Luas dari hutan pinus Desa Glagah Linggah tersebut yakni 50 hektare, dan pohon-pohon pinus yang ada di hutan tersebut merupakan pohon generasi kedua. “Umur pohon pinus yang ada di hutan ini yakni 50 tahun, yang merupakan generasi ke dua. Era generasi pertama sudah hancur dilanda bencana alam letusan Gunung Agung pada saat 1963,” tuturnya.

Saat dikunjungi pada Kamis (9/9/2021) sore, hutan pinus Desa Glagah Linggah terlihat sepi, dan hanya terlihat masyarakat desa setempat yang hadir mencari rumput untuk pakan ternak. “Semua tanaman di hutan ini dirawat oleh masyarakat Desa Glagah Linggah, bahkan rumputnya juga dirawat, karena rumput tersebut digunakan sebagai pakan ternak oleh masyarakat desa,” ujarnya.

Wayan Sumadi pun kemudian mengungkapkan, bahwa pendampingan oleh PoltekPar Bali telah memberikan berbagai macam inovasi dan inspirasi untuk dirinya maupun masyarakat desa, dalam mengembangkan hutan pinus tersebut hingga nanti akan dapat resmi menjadi sebuah destinasi wisata, yang nyaman, aman, dan memuaskan bagi para wisatawan. “Saya ada rancangan membuat agroforestry, yang merupakan pengelolaan lahan hutan untuk ditanami tanaman rempah, obat-obatan dan tanaman yang bermanfaat lainnya yang dikemas dalam bentuk wisata. Nanti pengunjung dapat memetik, atau memanen hasil dari tanaman rempah yang ada,” ujarnya.

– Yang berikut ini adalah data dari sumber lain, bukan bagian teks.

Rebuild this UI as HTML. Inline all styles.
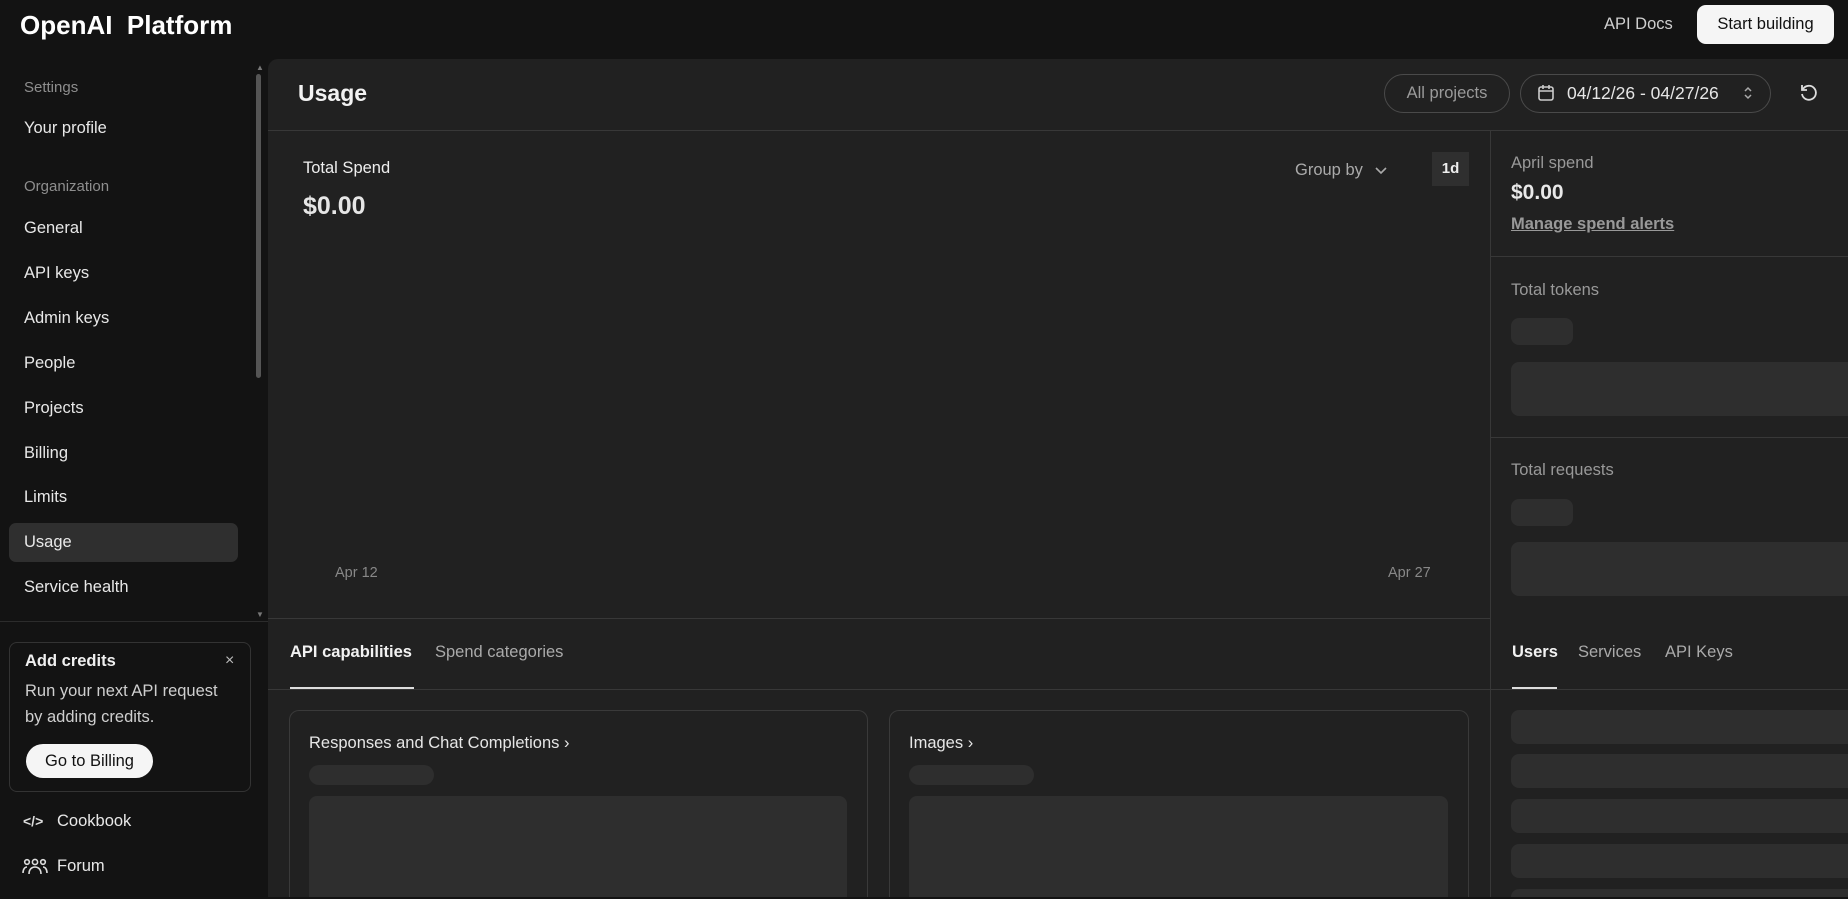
<!DOCTYPE html>
<html style="overflow:hidden;width:1848px;height:899px"><head><meta charset="utf-8"><style>
*{box-sizing:border-box;margin:0;padding:0}
body{width:1848px;height:899px;background:#131313;font-family:"Liberation Sans",sans-serif;color:#ececec;position:relative;overflow:hidden}
#w{position:absolute;left:0;top:0;width:1848px;height:899px;overflow:hidden}
.a{position:absolute;white-space:nowrap}
.nav{font-size:16.5px;color:#e8e8e8;left:24px}
.sec{font-size:15px;color:#8e8e8e;left:24px}
.sk{position:absolute;background:#2e2e2e;border-radius:8px}
</style></head><body><div id="w">
<div class="a" style="left:20px;top:10px;font-size:26px;font-weight:bold;color:#fff">OpenAI&nbsp; Platform</div>
<div class="a" style="left:1604px;top:15px;font-size:16.5px;color:#cfcfcf">API Docs</div>
<div class="a" style="left:1697px;top:5px;width:137px;height:39px;background:#f5f5f5;border-radius:9px;color:#111;font-size:16.5px;line-height:39px;text-align:center">Start building</div>

<div class="a sec" style="top:79px">Settings</div>
<div class="a nav" style="top:119px">Your profile</div>
<div class="a sec" style="top:178px">Organization</div>
<div class="a nav" style="top:219px">General</div>
<div class="a nav" style="top:264px">API keys</div>
<div class="a nav" style="top:309px">Admin keys</div>
<div class="a nav" style="top:354px">People</div>
<div class="a nav" style="top:399px">Projects</div>
<div class="a nav" style="top:444px">Billing</div>
<div class="a nav" style="top:488px">Limits</div>
<div class="a" style="left:9px;top:523px;width:229px;height:39px;background:#2f2f2f;border-radius:7px"></div>
<div class="a nav" style="top:533px">Usage</div>
<div class="a nav" style="top:578px">Service health</div>
<div class="a" style="left:256px;top:74px;width:5px;height:304px;background:#555;border-radius:3px"></div>
<div class="a" style="left:256px;top:63px;font-size:8px;color:#777">▲</div>
<div class="a" style="left:256px;top:610px;font-size:8px;color:#777">▼</div>
<div class="a" style="left:0;top:621px;width:268px;height:1px;background:#2c2c2c"></div>

<div class="a" style="left:9px;top:642px;width:242px;height:150px;border:1px solid #333;border-radius:8px"></div>
<div class="a" style="left:25px;top:652px;font-size:16.5px;font-weight:bold;color:#f0f0f0">Add credits</div>
<div class="a" style="left:225px;top:652px;font-size:16px;color:#bbb">×</div>
<div class="a" style="left:25px;top:678px;font-size:16.5px;color:#cfcfcf;line-height:26px">Run your next API request<br>by adding credits.</div>
<div class="a" style="left:26px;top:744px;width:127px;height:34px;background:#f5f5f5;border-radius:17px;color:#111;font-size:16.5px;line-height:34px;text-align:center">Go to Billing</div>
<div class="a" style="left:23px;top:813px;font-size:14px;color:#ddd;font-weight:bold">&lt;/&gt;</div>
<div class="a nav" style="left:57px;top:812px">Cookbook</div>
<svg class="a" style="left:22px;top:858px" width="26" height="18" viewBox="0 0 26 18" fill="none" stroke="#ddd" stroke-width="1.6"><circle cx="5" cy="4" r="2.3"/><circle cx="13" cy="4" r="2.6"/><circle cx="21" cy="4" r="2.3"/><path d="M1 15c0-4 2-6 4-6M7 16c0-5 3-7 6-7s6 2 6 7M25 15c0-4-2-6-4-6"/></svg>
<div class="a nav" style="left:57px;top:857px">Forum</div>

<div class="a" style="left:268px;top:59px;width:1580px;height:838px;background:#212121;border-top-left-radius:10px;overflow:hidden">
<div class="a" style="left:30px;top:21px;font-size:23px;font-weight:bold;color:#f2f2f2">Usage</div>
<div class="a" style="left:1116px;top:15px;width:126px;height:39px;border:1px solid #4a4a4a;border-radius:20px;color:#9a9a9a;font-size:16.5px;line-height:37px;text-align:center">All projects</div>
<div class="a" style="left:1252px;top:15px;width:251px;height:39px;border:1px solid #4a4a4a;border-radius:20px"></div>
<svg class="a" style="left:1269px;top:25px" width="18" height="18" viewBox="0 0 18 18" fill="none" stroke="#ccc" stroke-width="1.6"><rect x="2" y="3" width="14" height="13" rx="2"/><path d="M2 7h14M6 1v4M12 1v4"/></svg>
<div class="a" style="left:1299px;top:24px;font-size:17.5px;color:#e6e6e6">04/12/26 - 04/27/26</div>
<svg class="a" style="left:1474px;top:25px" width="12" height="18" viewBox="0 0 12 18" fill="none" stroke="#aaa" stroke-width="1.5"><path d="M3 7l3-3 3 3M3 11l3 3 3-3"/></svg>
<svg class="a" style="left:1531px;top:24px" width="20" height="20" viewBox="0 0 20 20" fill="none" stroke="#ddd" stroke-width="1.8"><path d="M4 6a7 7 0 1 1-1 5"/><path d="M3 2v5h5"/></svg>
<div class="a" style="left:0;top:71px;width:1580px;height:1px;background:#383838"></div>
<div class="a" style="left:1222px;top:71px;width:1px;height:767px;background:#383838"></div>
<div class="a" style="left:0;top:559px;width:1222px;height:1px;background:#383838"></div>
<div class="a" style="left:1222px;top:197px;width:358px;height:1px;background:#383838"></div>
<div class="a" style="left:1222px;top:378px;width:358px;height:1px;background:#383838"></div>

<div class="a" style="left:35px;top:100px;font-size:16.5px;color:#eee">Total Spend</div>
<div class="a" style="left:35px;top:133px;font-size:25px;font-weight:bold;color:#e6e6e6">$0.00</div>
<div class="a" style="left:1027px;top:102px;font-size:16.5px;color:#aaa">Group by</div>
<svg class="a" style="left:1106px;top:106px" width="14" height="12" viewBox="0 0 14 12" fill="none" stroke="#aaa" stroke-width="1.6"><path d="M2 3l5 5 5-5"/></svg>
<div class="a" style="left:1164px;top:93px;width:37px;height:34px;background:#2f2f2f;color:#eee;font-size:15px;font-weight:bold;line-height:34px;text-align:center">1d</div>
<div class="a" style="left:67px;top:506px;font-size:14.5px;color:#888">Apr 12</div>
<div class="a" style="left:1120px;top:506px;font-size:14.5px;color:#888">Apr 27</div>

<div class="a" style="left:1243px;top:95px;font-size:16.5px;color:#999">April spend</div>
<div class="a" style="left:1243px;top:122px;font-size:21px;font-weight:bold;color:#e8e8e8">$0.00</div>
<div class="a" style="left:1243px;top:156px;font-size:16.5px;font-weight:bold;color:#999;text-decoration:underline">Manage spend alerts</div>
<div class="a" style="left:1243px;top:222px;font-size:16.5px;color:#999">Total tokens</div>
<div class="sk" style="left:1243px;top:259px;width:62px;height:27px"></div>
<div class="sk" style="left:1243px;top:303px;width:337px;height:54px;border-radius:8px 0 0 8px"></div>
<div class="a" style="left:1243px;top:402px;font-size:16.5px;color:#999">Total requests</div>
<div class="sk" style="left:1243px;top:440px;width:62px;height:27px"></div>
<div class="sk" style="left:1243px;top:483px;width:337px;height:54px;border-radius:8px 0 0 8px"></div>

<div class="a" style="left:22px;top:584px;font-size:16.5px;font-weight:bold;color:#f2f2f2">API capabilities</div>
<div class="a" style="left:167px;top:584px;font-size:16.5px;color:#aaa">Spend categories</div>
<div class="a" style="left:0;top:630px;width:1222px;height:1px;background:#383838"></div>
<div class="a" style="left:22px;top:628px;width:124px;height:2px;background:#ddd"></div>
<div class="a" style="left:1244px;top:584px;font-size:16.5px;font-weight:bold;color:#f2f2f2">Users</div>
<div class="a" style="left:1310px;top:584px;font-size:16.5px;color:#aaa">Services</div>
<div class="a" style="left:1397px;top:584px;font-size:16.5px;color:#aaa">API Keys</div>
<div class="a" style="left:1222px;top:630px;width:358px;height:1px;background:#383838"></div>
<div class="a" style="left:1244px;top:628px;width:45px;height:2px;background:#ddd"></div>

<div class="a" style="left:21px;top:651px;width:579px;height:187px;border:1px solid #3a3a3a;border-bottom:none;border-radius:10px 10px 0 0"></div>
<div class="a" style="left:41px;top:675px;font-size:16.5px;color:#e6e6e6">Responses and Chat Completions ›</div>
<div class="sk" style="left:41px;top:706px;width:125px;height:20px;border-radius:10px"></div>
<div class="sk" style="left:41px;top:737px;width:538px;height:101px;border-radius:8px 8px 0 0"></div>
<div class="a" style="left:621px;top:651px;width:580px;height:187px;border:1px solid #3a3a3a;border-bottom:none;border-radius:10px 10px 0 0"></div>
<div class="a" style="left:641px;top:675px;font-size:16.5px;color:#e6e6e6">Images ›</div>
<div class="sk" style="left:641px;top:706px;width:125px;height:20px;border-radius:10px"></div>
<div class="sk" style="left:641px;top:737px;width:539px;height:101px;border-radius:8px 8px 0 0"></div>

<div class="sk" style="left:1243px;top:651px;width:337px;height:34px;border-radius:8px 0 0 8px"></div>
<div class="sk" style="left:1243px;top:695px;width:337px;height:34px;border-radius:8px 0 0 8px"></div>
<div class="sk" style="left:1243px;top:740px;width:337px;height:34px;border-radius:8px 0 0 8px"></div>
<div class="sk" style="left:1243px;top:785px;width:337px;height:34px;border-radius:8px 0 0 8px"></div>
<div class="sk" style="left:1243px;top:830px;width:337px;height:8px;border-radius:8px 0 0 0"></div>
</div>
</div></body></html>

Selain itu Wayan Sumadi pun telah merancang sebuah kemasan wisata yang bernama Taman Bumi Banten. “Nanti akan ada wilayah khusus yang akan ditanami tanaman-tanaman kebutuhan upacara keagamaan Hindu di Bali, nanti masyarakat desa maupun wisatawam apabila butuh sarana upacara dapat diperoleh di tempat tersebut,” jelasnya.

Wayan Sumadi pun berharap agar masyarakat Desa Glagah Linggah maupun masyarakat Bali pada umumnya dapat saling menjaga kelestarian hutan, karena seperti yang diketahui hutan merupakan salah satu sumber penghasil mata air untuk kehidupan. Selain itu dirinya pun juga berharap agar destinasi wisata hutan pinus tersebut, dapat secara perlahan ditata, dan dapat terwujud sebagai sebuah destinasi wisata dalam waktu yang tepat. “Nanti diharapkan keberadaan hutan pinus ini juga dapat memberikan manfaat kepada masyarakat luas, khususnya manfaat ekonomi, bagi masyarakat Desa Glagah Linggah,” harap Wayan Sumadi.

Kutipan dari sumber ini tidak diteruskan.